• Supplied records
^^^^^^^^^^^^^^^^
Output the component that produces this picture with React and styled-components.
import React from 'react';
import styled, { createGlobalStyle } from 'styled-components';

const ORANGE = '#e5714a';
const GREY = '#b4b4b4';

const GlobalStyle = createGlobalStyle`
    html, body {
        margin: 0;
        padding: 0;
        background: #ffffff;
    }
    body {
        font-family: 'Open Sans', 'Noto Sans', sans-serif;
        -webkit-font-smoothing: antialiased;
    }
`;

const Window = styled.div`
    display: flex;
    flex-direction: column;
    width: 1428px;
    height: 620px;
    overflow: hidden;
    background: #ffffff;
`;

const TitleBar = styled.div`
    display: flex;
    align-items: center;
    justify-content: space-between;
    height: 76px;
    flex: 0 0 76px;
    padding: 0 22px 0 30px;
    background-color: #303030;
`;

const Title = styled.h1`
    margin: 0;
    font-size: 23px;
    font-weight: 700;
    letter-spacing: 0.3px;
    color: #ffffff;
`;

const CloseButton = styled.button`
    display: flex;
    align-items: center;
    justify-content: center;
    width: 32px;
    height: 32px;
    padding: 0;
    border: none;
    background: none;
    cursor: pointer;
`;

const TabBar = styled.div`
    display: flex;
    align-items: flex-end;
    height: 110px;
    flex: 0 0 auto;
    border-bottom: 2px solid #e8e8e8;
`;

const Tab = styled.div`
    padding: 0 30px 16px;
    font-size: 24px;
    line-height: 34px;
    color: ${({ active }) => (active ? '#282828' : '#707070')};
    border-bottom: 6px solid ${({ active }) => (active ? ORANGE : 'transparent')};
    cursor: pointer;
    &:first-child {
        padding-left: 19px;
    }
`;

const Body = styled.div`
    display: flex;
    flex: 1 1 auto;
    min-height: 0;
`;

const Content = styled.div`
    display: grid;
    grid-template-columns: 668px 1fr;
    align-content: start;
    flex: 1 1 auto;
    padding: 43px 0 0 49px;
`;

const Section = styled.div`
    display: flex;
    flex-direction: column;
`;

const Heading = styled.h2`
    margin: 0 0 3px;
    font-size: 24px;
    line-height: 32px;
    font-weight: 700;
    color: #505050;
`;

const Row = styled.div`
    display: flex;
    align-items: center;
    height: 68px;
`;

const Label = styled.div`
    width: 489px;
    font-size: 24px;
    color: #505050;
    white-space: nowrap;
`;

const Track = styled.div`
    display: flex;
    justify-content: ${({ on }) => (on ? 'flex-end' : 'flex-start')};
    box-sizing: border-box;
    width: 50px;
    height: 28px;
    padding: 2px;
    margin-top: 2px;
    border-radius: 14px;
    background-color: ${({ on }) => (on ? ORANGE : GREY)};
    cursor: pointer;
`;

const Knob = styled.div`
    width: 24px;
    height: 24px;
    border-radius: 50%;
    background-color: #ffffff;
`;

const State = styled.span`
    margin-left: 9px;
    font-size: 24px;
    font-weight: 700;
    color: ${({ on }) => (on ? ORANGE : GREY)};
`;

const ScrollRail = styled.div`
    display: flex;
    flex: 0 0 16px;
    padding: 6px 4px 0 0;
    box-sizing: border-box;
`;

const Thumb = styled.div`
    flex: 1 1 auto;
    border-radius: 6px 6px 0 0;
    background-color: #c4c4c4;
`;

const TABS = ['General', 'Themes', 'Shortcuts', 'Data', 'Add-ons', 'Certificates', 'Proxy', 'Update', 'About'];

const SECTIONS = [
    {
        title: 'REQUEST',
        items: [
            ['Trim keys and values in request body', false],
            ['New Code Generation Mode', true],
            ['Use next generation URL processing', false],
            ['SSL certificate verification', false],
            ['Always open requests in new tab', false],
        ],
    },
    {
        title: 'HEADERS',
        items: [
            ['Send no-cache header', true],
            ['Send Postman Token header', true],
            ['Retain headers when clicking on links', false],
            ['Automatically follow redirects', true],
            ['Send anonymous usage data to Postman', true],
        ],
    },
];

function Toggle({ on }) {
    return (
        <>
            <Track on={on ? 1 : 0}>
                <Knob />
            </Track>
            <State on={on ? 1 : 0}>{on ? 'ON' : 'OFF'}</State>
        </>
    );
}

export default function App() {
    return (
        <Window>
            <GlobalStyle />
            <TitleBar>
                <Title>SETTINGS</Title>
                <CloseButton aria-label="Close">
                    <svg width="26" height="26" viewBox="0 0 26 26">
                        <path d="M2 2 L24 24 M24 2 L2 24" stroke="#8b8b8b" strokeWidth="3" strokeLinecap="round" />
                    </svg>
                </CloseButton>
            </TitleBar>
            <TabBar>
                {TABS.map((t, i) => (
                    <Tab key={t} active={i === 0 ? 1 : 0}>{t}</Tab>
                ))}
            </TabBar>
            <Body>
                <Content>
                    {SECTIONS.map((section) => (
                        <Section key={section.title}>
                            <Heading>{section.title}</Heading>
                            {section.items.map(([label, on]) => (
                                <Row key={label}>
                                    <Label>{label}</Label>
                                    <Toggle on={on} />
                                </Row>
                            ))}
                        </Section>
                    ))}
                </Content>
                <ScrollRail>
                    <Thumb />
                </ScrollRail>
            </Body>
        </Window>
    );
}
^^^^^^^^^^^^^^^^
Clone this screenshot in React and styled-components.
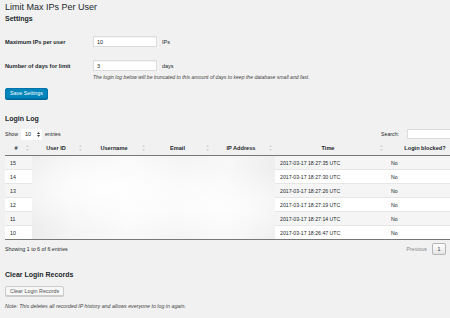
^^^^^^^^^^^^^^^^
Reproduce exactly the lines from the line with "Output the component" through the line with "const GREY = '#b4b4b4';", both end lines included, and only those lines.

• In response
Output the component that produces this picture with React and styled-components.
import React from 'react';
import styled, { createGlobalStyle } from 'styled-components';

const ORANGE = '#e5714a';
const GREY = '#b4b4b4';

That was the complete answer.